During their courtship it had been clear that Lazaro had something of a bad temperament, but that had not bothered Elvira; in fact, it had intrigued her, since Piero had been quite sedate. But in marriage, the veils fell away, and Lazaro turned out to be a brute. He harmed her both physically and emotionally, then expected her to behave as the quiet wife among polite society. She was not interested in that and she realized quickly that she did not love him.
But she did like having a test subject.
She was experimenting with toxicology, especially in perfecting formulas, but she did not like the potential for harming animals. Doing harm to someone who was doing the same to her, however… that was more than enough justification for her.
Over the course of their marriage, Lazaro suffered multiple poisonings. He never became aware of what was happening, and most of his friends thought him to be in poor health. A few suspected Elvira of something, given that her interest in medicine was not a secret, but most people thought Elvira was too upstanding a woman to do such a thing. Others thought that such accusations overestimated her skill with toxins.
Elvira perfected her potions. After a while, he stopped vomiting them, and after a longer while he suffered no obvious side effects at all. But in the sluggishness of his motions, in the yellowness of his eyes, Elvira saw him dying, and quietly she exulted in his misery. Her sisters knew only of her experiments and that he did not always treat her well. She hid from them the full extent of his cruelty, fearful of how they might react, especially Scharlotte.
They remained married for five years. Elvira became something of a test subject for herself, her solutions for avoiding pregnancies seeming to prove effective over the course of that time. That work became one of her few regrets, given her reluctance to harm an innocent life; but more than that, she refused to give Lazaro a child. Whether by chance or her own doing, she never gave birth.
Finally, Elvira decided her husband had outlived his usefulness, and she administered a lethal dose of a poison of her own design. She had it served to him during a gala event of Venice’s high society. That was at the beginning of the night. Toward the end, as guests began to leave, he fell dead in front of all the nobility, apropos of nothing. An examination found that his heart had stopped, most likely due to the stress of the exertion at the party.

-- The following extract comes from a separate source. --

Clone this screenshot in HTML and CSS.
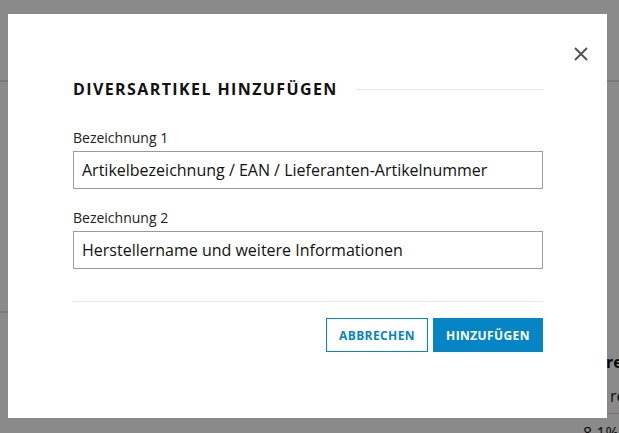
FILE: index.html
```html
<!DOCTYPE html>
<html lang="de">
<head>
<meta charset="utf-8">
<title>Diversartikel hinzufügen</title>
<link rel="stylesheet" href="styles.css">
</head>
<body>
<div class="page">
  <header class="page-header"></header>
  <main class="page-main">
    <section class="page-left"><div class="left-box"></div></section>
    <aside class="page-side">
      <div class="side-row side-bold">Preise</div>
      <div class="side-row side-reg">rei</div>
      <div class="side-sep"></div>
      <div class="side-num">8,1%</div>
    </aside>
  </main>
</div>
<div class="overlay"></div>
<div class="modal" role="dialog" aria-labelledby="modal-title">
  <button class="modal-close" type="button" aria-label="Schließen">
    <svg width="14" height="14" viewBox="0 0 14 14" aria-hidden="true"><path d="M1 1L13 13M13 1L1 13" stroke="#555" stroke-width="2" fill="none"/></svg>
  </button>
  <div class="modal-title-row">
    <h2 class="modal-title" id="modal-title">DIVERSARTIKEL HINZUFÜGEN</h2>
    <span class="modal-title-line"></span>
  </div>
  <label class="field-label" for="b1">Bezeichnung 1</label>
  <input class="field-input" id="b1" type="text" placeholder="Artikelbezeichnung / EAN / Lieferanten-Artikelnummer">
  <label class="field-label field-label-2" for="b2">Bezeichnung 2</label>
  <input class="field-input" id="b2" type="text" placeholder="Herstellername und weitere Informationen">
  <div class="modal-divider"></div>
  <div class="modal-actions">
    <button class="btn btn-outline" type="button">ABBRECHEN</button>
    <button class="btn btn-primary" type="button">HINZUFÜGEN</button>
  </div>
</div>
</body>
</html>
```
FILE: styles.css
```css
* { box-sizing: border-box; }
html, body { margin: 0; padding: 0; }
body {
  font-family: "Open Sans", "DejaVu Sans", sans-serif;
  background: #fff;
  overflow: hidden;
  width: 619px;
  height: 433px;
}
.page { width: 900px; }
.page-header {
  height: 82px;
  border-bottom: 2px solid #e2e2e2;
}
.page-main { display: flex; }
.page-left { flex: 0 0 583px; }
.left-box {
  height: 231px;
  border-bottom: 2px solid #e2e2e2;
}
.page-side {
  flex: 0 0 300px;
  padding-top: 269px;
  color: #111;
  font-size: 16px;
  line-height: 22px;
}
.side-row { white-space: nowrap; }
.side-bold { font-weight: 700; padding-left: 13px; }
.side-reg { margin-top: 12px; padding-left: 27px; color: #222; }
.side-sep {
  margin-top: 6px;
  height: 1px;
  background: #d8d8d8;
}
.side-num { margin-top: 8px; color: #222; }
.overlay {
  position: fixed;
  inset: 0;
  background: rgba(0, 0, 0, 0.46);
}
.modal {
  position: fixed;
  left: 8px;
  top: 14px;
  width: 599px;
  height: 404px;
  background: #fff;
  padding: 64px 64px 0 65px;
}
.modal-close {
  position: absolute;
  top: 32px;
  right: 18px;
  width: 16px;
  height: 16px;
  padding: 1px;
  border: 0;
  background: none;
  cursor: pointer;
}
.modal-close svg { display: block; }
.modal-title-row {
  display: flex;
  align-items: center;
  gap: 18px;
  height: 23px;
}
.modal-title {
  margin: 0;
  font-size: 16px;
  line-height: 23px;
  font-weight: 700;
  letter-spacing: 1.4px;
  color: #111;
  white-space: nowrap;
}
.modal-title-line {
  flex: 1;
  height: 1px;
  background: #e6e6e6;
}
.field-label {
  display: block;
  margin-top: 27px;
  font-size: 14px;
  line-height: 20px;
  color: #222;
}
.field-label-2 { margin-top: 19px; }
.field-input {
  display: block;
  width: 100%;
  height: 38px;
  margin-top: 3px;
  padding: 0 8px;
  border: 1px solid #9a9a9a;
  border-radius: 0;
  font-family: inherit;
  font-size: 16px;
  color: #111;
  background: #fff;
  outline: none;
}
.field-input::placeholder { color: #111; opacity: 1; }
.modal-divider {
  margin-top: 32px;
  height: 1px;
  background: #e6e6e6;
}
.modal-actions {
  display: flex;
  justify-content: flex-end;
  gap: 5px;
  margin-top: 16px;
}
.btn {
  height: 34px;
  padding: 0 10px;
  font-family: inherit;
  font-size: 12px;
  font-weight: 700;
  letter-spacing: 0.4px;
  border: 1px solid #0585c6;
  border-radius: 0;
  cursor: pointer;
}
.btn-outline { width: 102px; background: #fff; color: #0585c6; }
.btn-primary { width: 110px; background: #0585c6; color: #fff; }
```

Again, Elvira left the marriage with very little that had belonged to her husband, but her own possessions netted her the assurance of a comfortable life. She sold the grand palazzo in which she and Lazaro had lived and moved back into the smaller home she had kept with Piero. Her sisters had their own rooms in that house, whether they used them or not. And she maintained some level of visibility among upper society over the four years following her second husband’s passing.
She continued her medicinal experiments and also took up alchemy, determined to find and perfect the Philosopher’s Stone. And she has an additional goal: she would like to tear down the society that had so easily allowed her, and likely women like her, to come to harm. This includes the ruling structure of Venice, from the Council of Ten up to the Doge. she has her enemies among them, including some of Lazaro's friends, who suspect her in his death and refer to her as "La Vipera."
Meanwhile, she lives well, supports her sisters, keeps an eye on the world’s Revolutions, and remains always learning.